▶ [Problem to solve]:
Exact reproduction of the data is required, with images excluded.

▶ [Recorded data]:
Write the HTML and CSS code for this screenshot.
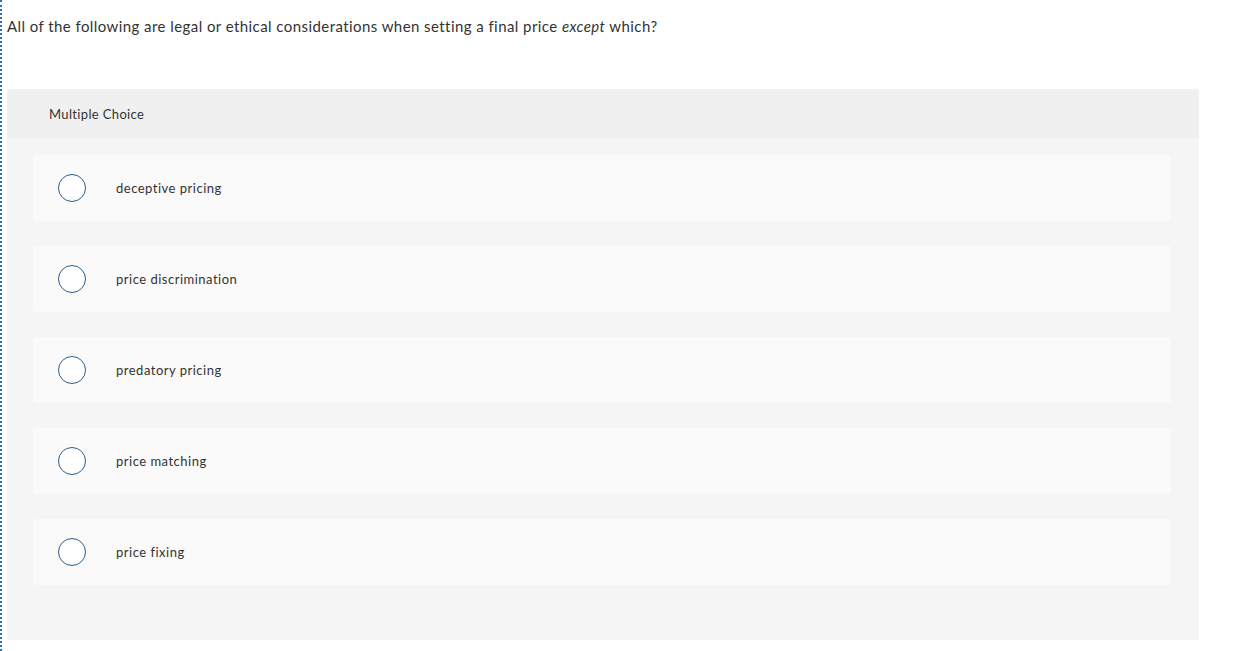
FILE: index.html
```html
<!DOCTYPE html>
<html lang="en">
<head>
<meta charset="utf-8">
<title>Multiple Choice</title>
<link rel="stylesheet" href="styles.css">
</head>
<body>
<div class="page">
  <p class="question">All of the following are legal or ethical considerations when setting a final price <em>except</em> which?</p>
  <div class="card">
    <div class="card-head">Multiple Choice</div>
    <div class="card-body">
      <label class="option"><span class="radio"></span><span class="label">deceptive pricing</span></label>
      <label class="option"><span class="radio"></span><span class="label">price discrimination</span></label>
      <label class="option"><span class="radio"></span><span class="label">predatory pricing</span></label>
      <label class="option"><span class="radio"></span><span class="label">price matching</span></label>
      <label class="option"><span class="radio"></span><span class="label">price fixing</span></label>
    </div>
  </div>
</div>
</body>
</html>
```

FILE: styles.css
```css
html, body {
  margin: 0;
  padding: 0;
  background: #fff;
}
body {
  font-family: Lato, "Open Sans", "Liberation Sans", sans-serif;
  font-variant-ligatures: none;
  color: #333;
}
.page {
  border-left: 2px dotted #2f6fbd;
  min-height: 651px;
  box-sizing: border-box;
  padding: 17px 37px 11px 5px;
}
.question {
  margin: 0 0 54px 0;
  font-size: 15px;
  line-height: 18px;
  letter-spacing: 0.43px;
  color: #333;
}
.question em {
  font-style: italic;
}
.card {
  background: #f5f5f5;
  border-radius: 3px;
  overflow: hidden;
}
.card-head {
  background: #f0f0f0;
  height: 50px;
  display: flex;
  align-items: center;
  padding-left: 42px;
  font-size: 13px;
  letter-spacing: 0.35px;
  color: #333;
}
.card-body {
  display: flex;
  flex-direction: column;
  gap: 25px;
  padding: 16px 28px 55px 26px;
}
.option {
  display: flex;
  align-items: center;
  height: 66px;
  background: #fafafa;
  border-radius: 3px;
  padding-left: 25px;
  font-size: 13px;
  letter-spacing: 0.5px;
  color: #333;
}
.radio {
  width: 28px;
  height: 28px;
  box-sizing: border-box;
  border: 1.5px solid #2b5c8c;
  border-radius: 50%;
  background: #fff;
  flex: none;
  margin-right: 30px;
}
```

▶ [Solved problem]:
Write the HTML and CSS code for this screenshot.
FILE: index.html
```html
<!DOCTYPE html>
<html lang="en">
<head>
<meta charset="utf-8">
<title>Multiple Choice</title>
<link rel="stylesheet" href="styles.css">
</head>
<body>
<div class="page">
  <p class="question">All of the following are legal or ethical considerations when setting a final price <em>except</em> which?</p>
  <div class="card">
    <div class="card-head">Multiple Choice</div>
    <div class="card-body">
      <label class="option"><span class="radio"></span><span class="label">deceptive pricing</span></label>
      <label class="option"><span class="radio"></span><span class="label">price discrimination</span></label>
      <label class="option"><span class="radio"></span><span class="label">predatory pricing</span></label>
      <label class="option"><span class="radio"></span><span class="label">price matching</span></label>
      <label class="option"><span class="radio"></span><span class="label">price fixing</span></label>
    </div>
  </div>
</div>
</body>
</html>
```

FILE: styles.css
```css
html, body {
  margin: 0;
  padding: 0;
  background: #fff;
}
body {
  font-family: Lato, "Open Sans", "Liberation Sans", sans-serif;
  font-variant-ligatures: none;
  color: #333;
}
.page {
  border-left: 2px dotted #2f6fbd;
  min-height: 651px;
  box-sizing: border-box;
  padding: 17px 37px 11px 5px;
}
.question {
  margin: 0 0 54px 0;
  font-size: 15px;
  line-height: 18px;
  letter-spacing: 0.43px;
  color: #333;
}
.question em {
  font-style: italic;
}
.card {
  background: #f5f5f5;
  border-radius: 3px;
  overflow: hidden;
}
.card-head {
  background: #f0f0f0;
  height: 50px;
  display: flex;
  align-items: center;
  padding-left: 42px;
  font-size: 13px;
  letter-spacing: 0.35px;
  color: #333;
}
.card-body {
  display: flex;
  flex-direction: column;
  gap: 25px;
  padding: 16px 28px 55px 26px;
}
.option {
  display: flex;
  align-items: center;
  height: 66px;
  background: #fafafa;
  border-radius: 3px;
  padding-left: 25px;
  font-size: 13px;
  letter-spacing: 0.5px;
  color: #333;
}
.radio {
  width: 28px;
  height: 28px;
  box-sizing: border-box;
  border: 1.5px solid #2b5c8c;
  border-radius: 50%;
  background: #fff;
  flex: none;
  margin-right: 30px;
}
```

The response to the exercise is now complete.